The exercise asks you to copy every line below in which "React" appears.
>> START
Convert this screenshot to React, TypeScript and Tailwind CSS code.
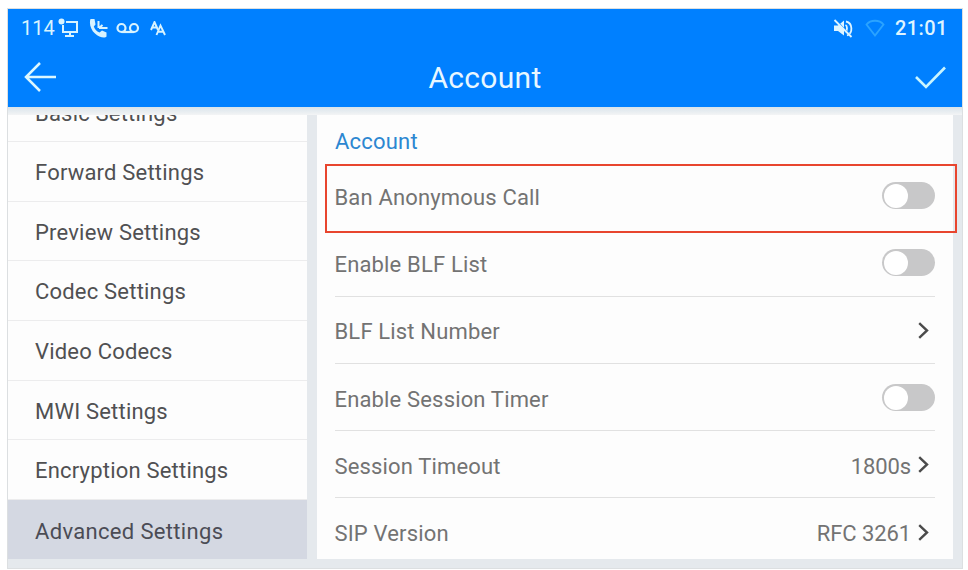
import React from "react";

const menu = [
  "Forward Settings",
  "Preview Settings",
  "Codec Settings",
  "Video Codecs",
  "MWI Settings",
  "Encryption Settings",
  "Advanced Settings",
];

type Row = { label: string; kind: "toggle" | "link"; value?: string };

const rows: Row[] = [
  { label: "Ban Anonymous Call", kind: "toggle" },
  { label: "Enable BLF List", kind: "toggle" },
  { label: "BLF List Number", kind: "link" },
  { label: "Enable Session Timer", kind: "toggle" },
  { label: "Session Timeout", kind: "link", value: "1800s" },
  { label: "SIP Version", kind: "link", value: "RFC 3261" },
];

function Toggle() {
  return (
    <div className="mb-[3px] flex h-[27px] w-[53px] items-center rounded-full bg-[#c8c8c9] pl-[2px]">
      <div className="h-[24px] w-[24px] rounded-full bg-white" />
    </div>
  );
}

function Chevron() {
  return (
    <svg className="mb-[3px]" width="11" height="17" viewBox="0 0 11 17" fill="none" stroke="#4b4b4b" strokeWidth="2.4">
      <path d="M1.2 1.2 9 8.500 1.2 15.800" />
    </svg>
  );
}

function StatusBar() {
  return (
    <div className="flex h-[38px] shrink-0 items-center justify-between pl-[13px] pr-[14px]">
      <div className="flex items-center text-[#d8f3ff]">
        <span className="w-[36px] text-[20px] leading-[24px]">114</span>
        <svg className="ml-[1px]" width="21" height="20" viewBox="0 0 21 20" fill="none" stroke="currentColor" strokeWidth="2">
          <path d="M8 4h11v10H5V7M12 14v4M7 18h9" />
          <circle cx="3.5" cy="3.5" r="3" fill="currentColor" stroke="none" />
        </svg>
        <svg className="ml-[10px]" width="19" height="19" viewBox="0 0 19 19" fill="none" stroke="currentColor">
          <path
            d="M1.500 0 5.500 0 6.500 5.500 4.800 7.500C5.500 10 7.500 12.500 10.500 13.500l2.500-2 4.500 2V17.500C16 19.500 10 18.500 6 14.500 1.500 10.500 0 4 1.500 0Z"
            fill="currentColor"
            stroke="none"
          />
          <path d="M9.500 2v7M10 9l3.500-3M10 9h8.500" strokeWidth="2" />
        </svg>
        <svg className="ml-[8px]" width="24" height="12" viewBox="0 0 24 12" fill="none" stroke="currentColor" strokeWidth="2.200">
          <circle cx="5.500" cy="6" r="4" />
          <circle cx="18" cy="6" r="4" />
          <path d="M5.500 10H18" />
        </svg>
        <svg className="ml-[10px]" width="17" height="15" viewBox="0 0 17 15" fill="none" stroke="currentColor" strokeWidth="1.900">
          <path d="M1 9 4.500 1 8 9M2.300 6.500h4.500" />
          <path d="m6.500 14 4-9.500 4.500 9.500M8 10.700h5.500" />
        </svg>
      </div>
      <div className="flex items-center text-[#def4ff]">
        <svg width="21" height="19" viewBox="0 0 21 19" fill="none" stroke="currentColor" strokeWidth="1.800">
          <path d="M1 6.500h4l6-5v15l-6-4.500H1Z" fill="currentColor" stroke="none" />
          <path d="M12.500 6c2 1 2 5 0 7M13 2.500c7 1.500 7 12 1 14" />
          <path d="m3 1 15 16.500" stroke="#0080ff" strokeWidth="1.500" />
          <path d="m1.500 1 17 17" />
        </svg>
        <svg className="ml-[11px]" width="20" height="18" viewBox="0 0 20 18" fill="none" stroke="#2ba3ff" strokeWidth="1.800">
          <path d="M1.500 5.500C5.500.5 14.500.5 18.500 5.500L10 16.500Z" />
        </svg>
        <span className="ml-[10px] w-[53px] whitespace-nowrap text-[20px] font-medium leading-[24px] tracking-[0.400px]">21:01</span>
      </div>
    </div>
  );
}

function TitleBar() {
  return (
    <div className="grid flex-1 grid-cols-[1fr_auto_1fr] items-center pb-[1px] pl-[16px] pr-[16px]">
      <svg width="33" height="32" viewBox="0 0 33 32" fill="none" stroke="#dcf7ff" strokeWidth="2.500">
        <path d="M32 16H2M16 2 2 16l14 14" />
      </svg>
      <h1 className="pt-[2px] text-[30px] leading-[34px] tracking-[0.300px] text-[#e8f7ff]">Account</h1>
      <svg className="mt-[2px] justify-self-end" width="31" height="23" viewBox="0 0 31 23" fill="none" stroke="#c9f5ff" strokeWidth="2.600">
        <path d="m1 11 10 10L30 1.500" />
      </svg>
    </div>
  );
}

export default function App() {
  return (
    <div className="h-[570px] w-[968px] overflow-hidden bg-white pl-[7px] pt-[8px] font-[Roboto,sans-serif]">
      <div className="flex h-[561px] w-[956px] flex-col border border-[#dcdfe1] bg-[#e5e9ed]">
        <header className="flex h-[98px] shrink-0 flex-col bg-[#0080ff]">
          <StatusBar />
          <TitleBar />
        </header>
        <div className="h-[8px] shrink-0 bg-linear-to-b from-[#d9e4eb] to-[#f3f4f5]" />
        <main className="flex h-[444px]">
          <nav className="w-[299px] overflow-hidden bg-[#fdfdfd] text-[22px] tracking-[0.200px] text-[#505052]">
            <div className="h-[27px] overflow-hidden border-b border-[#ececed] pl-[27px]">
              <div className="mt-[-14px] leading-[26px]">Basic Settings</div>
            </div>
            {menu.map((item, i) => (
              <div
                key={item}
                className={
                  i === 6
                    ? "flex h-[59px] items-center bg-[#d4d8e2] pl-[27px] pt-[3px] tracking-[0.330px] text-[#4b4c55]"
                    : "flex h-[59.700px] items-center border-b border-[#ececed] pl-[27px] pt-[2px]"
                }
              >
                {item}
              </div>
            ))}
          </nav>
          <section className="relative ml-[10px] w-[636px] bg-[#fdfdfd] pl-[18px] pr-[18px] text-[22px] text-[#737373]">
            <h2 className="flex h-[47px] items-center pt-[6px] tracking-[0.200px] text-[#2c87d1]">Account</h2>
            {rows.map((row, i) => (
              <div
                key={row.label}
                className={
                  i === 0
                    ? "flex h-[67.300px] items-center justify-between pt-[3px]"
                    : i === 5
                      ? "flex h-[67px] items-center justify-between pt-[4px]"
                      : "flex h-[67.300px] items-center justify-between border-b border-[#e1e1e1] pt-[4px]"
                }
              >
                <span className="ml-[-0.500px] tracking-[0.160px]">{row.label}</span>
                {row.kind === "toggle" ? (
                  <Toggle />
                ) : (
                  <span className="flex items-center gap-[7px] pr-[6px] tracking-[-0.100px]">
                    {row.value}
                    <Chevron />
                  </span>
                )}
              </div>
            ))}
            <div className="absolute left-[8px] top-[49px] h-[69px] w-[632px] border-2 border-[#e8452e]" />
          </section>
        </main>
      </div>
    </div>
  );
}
>> END
### Worked answer:
Convert this screenshot to React, TypeScript and Tailwind CSS code.
import React from "react";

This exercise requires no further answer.